Repeat every line, exactly, from the very first through the one where "text-center text-[61.8px] leading-[70px]" appears. Add nothing else.

════════

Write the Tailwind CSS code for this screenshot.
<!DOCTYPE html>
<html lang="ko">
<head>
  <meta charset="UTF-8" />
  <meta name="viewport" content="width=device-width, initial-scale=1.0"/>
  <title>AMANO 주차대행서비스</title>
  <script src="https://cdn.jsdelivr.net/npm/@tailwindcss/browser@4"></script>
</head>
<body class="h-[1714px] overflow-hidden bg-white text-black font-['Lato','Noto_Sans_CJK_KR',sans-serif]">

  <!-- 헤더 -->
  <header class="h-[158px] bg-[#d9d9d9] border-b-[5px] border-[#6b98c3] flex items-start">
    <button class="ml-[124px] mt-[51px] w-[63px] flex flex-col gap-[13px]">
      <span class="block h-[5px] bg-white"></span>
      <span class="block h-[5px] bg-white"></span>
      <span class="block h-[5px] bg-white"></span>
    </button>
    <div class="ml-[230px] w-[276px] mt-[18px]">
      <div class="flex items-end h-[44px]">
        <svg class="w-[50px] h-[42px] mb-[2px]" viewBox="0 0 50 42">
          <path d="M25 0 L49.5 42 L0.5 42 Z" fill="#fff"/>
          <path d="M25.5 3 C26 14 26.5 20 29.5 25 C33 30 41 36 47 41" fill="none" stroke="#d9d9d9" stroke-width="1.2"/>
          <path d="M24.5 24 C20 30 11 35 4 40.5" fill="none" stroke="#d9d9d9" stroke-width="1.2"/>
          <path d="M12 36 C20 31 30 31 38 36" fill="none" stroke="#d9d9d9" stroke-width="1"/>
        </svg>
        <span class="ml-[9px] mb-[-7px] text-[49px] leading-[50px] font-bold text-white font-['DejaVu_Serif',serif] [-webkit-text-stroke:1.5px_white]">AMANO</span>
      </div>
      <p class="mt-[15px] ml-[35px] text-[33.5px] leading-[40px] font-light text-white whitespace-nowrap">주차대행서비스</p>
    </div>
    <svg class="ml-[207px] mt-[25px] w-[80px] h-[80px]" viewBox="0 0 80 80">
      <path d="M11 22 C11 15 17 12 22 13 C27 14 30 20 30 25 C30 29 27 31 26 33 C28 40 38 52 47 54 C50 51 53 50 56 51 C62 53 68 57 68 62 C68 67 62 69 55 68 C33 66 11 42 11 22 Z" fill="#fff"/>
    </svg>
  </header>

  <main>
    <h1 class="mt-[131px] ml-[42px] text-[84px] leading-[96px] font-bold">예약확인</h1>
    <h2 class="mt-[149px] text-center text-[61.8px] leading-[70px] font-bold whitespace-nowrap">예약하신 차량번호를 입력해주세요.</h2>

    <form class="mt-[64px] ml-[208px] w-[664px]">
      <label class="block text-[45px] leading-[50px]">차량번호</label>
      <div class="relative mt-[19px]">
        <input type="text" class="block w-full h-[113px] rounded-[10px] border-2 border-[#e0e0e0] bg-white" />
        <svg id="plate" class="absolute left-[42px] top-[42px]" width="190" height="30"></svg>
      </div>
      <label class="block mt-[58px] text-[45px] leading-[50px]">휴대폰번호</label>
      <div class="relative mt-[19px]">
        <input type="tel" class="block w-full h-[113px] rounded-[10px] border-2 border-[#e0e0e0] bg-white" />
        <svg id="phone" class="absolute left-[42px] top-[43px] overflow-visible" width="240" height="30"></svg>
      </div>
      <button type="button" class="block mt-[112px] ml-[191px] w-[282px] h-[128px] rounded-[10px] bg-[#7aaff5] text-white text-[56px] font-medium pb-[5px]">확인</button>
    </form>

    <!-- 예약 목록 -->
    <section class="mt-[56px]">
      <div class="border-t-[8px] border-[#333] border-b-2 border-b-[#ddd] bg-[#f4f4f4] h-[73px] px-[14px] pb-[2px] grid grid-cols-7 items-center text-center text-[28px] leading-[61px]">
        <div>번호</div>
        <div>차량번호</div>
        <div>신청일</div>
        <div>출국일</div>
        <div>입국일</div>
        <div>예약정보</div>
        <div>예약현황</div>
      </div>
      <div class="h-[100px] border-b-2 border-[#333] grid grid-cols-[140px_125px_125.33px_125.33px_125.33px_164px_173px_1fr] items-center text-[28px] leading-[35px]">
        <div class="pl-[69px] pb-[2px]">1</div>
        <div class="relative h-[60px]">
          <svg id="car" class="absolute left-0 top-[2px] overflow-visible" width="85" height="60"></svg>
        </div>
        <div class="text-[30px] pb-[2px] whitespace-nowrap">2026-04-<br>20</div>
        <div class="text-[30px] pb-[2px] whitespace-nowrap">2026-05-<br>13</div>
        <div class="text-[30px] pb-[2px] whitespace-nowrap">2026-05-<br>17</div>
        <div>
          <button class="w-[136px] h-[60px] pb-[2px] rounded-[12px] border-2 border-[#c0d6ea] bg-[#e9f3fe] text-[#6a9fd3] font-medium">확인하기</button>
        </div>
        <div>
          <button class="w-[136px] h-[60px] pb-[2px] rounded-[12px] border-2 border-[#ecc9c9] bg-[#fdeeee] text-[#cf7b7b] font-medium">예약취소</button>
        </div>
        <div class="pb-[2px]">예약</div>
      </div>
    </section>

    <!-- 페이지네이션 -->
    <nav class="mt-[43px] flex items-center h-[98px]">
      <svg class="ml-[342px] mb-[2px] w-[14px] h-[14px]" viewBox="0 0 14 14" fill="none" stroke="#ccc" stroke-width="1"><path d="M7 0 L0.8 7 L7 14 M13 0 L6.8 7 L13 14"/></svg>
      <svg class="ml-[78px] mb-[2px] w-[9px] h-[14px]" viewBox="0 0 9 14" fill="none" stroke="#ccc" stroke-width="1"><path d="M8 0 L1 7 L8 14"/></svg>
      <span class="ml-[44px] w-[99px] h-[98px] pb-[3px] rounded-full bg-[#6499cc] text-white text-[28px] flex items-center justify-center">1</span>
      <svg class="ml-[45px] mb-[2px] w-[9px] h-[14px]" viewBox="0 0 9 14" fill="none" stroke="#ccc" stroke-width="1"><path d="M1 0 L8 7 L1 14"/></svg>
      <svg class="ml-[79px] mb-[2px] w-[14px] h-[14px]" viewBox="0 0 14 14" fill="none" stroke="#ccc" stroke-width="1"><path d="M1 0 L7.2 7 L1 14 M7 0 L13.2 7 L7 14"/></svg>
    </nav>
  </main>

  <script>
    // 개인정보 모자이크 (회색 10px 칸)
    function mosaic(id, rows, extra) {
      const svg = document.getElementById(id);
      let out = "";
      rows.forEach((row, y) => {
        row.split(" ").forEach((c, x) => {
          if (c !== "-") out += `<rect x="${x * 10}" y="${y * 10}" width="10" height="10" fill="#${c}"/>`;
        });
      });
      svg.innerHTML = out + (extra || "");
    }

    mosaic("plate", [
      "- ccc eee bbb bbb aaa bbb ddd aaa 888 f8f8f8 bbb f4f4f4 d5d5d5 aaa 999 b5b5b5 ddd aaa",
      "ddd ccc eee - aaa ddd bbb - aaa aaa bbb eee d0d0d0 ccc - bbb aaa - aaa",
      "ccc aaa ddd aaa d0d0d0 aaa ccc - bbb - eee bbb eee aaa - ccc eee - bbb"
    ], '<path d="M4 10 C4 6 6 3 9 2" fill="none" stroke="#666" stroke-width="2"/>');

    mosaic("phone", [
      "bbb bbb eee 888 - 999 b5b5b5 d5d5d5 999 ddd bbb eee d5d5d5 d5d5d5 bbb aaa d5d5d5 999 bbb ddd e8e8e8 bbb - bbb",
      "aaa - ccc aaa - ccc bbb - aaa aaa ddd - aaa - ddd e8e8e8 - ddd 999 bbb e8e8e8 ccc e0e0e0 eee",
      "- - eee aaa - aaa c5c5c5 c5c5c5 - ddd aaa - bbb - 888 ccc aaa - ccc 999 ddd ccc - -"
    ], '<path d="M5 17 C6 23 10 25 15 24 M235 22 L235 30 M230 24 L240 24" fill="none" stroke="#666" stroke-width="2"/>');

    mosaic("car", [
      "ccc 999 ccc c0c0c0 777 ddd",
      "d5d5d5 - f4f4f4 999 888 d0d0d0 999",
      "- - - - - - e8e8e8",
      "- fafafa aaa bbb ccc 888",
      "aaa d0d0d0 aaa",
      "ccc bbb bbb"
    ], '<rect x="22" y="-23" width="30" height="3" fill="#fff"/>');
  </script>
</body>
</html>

════════

- Output below:
Write the Tailwind CSS code for this screenshot.
<!DOCTYPE html>
<html lang="ko">
<head>
  <meta charset="UTF-8" />
  <meta name="viewport" content="width=device-width, initial-scale=1.0"/>
  <title>AMANO 주차대행서비스</title>
  <script src="https://cdn.jsdelivr.net/npm/@tailwindcss/browser@4"></script>
</head>
<body class="h-[1714px] overflow-hidden bg-white text-black font-['Lato','Noto_Sans_CJK_KR',sans-serif]">

  <!-- 헤더 -->
  <header class="h-[158px] bg-[#d9d9d9] border-b-[5px] border-[#6b98c3] flex items-start">
    <button class="ml-[124px] mt-[51px] w-[63px] flex flex-col gap-[13px]">
      <span class="block h-[5px] bg-white"></span>
      <span class="block h-[5px] bg-white"></span>
      <span class="block h-[5px] bg-white"></span>
    </button>
    <div class="ml-[230px] w-[276px] mt-[18px]">
      <div class="flex items-end h-[44px]">
        <svg class="w-[50px] h-[42px] mb-[2px]" viewBox="0 0 50 42">
          <path d="M25 0 L49.5 42 L0.5 42 Z" fill="#fff"/>
          <path d="M25.5 3 C26 14 26.5 20 29.5 25 C33 30 41 36 47 41" fill="none" stroke="#d9d9d9" stroke-width="1.2"/>
          <path d="M24.5 24 C20 30 11 35 4 40.5" fill="none" stroke="#d9d9d9" stroke-width="1.2"/>
          <path d="M12 36 C20 31 30 31 38 36" fill="none" stroke="#d9d9d9" stroke-width="1"/>
        </svg>
        <span class="ml-[9px] mb-[-7px] text-[49px] leading-[50px] font-bold text-white font-['DejaVu_Serif',serif] [-webkit-text-stroke:1.5px_white]">AMANO</span>
      </div>
      <p class="mt-[15px] ml-[35px] text-[33.5px] leading-[40px] font-light text-white whitespace-nowrap">주차대행서비스</p>
    </div>
    <svg class="ml-[207px] mt-[25px] w-[80px] h-[80px]" viewBox="0 0 80 80">
      <path d="M11 22 C11 15 17 12 22 13 C27 14 30 20 30 25 C30 29 27 31 26 33 C28 40 38 52 47 54 C50 51 53 50 56 51 C62 53 68 57 68 62 C68 67 62 69 55 68 C33 66 11 42 11 22 Z" fill="#fff"/>
    </svg>
  </header>

  <main>
    <h1 class="mt-[131px] ml-[42px] text-[84px] leading-[96px] font-bold">예약확인</h1>
    <h2 class="mt-[149px] text-center text-[61.8px] leading-[70px] font-bold whitespace-nowrap">예약하신 차량번호를 입력해주세요.</h2>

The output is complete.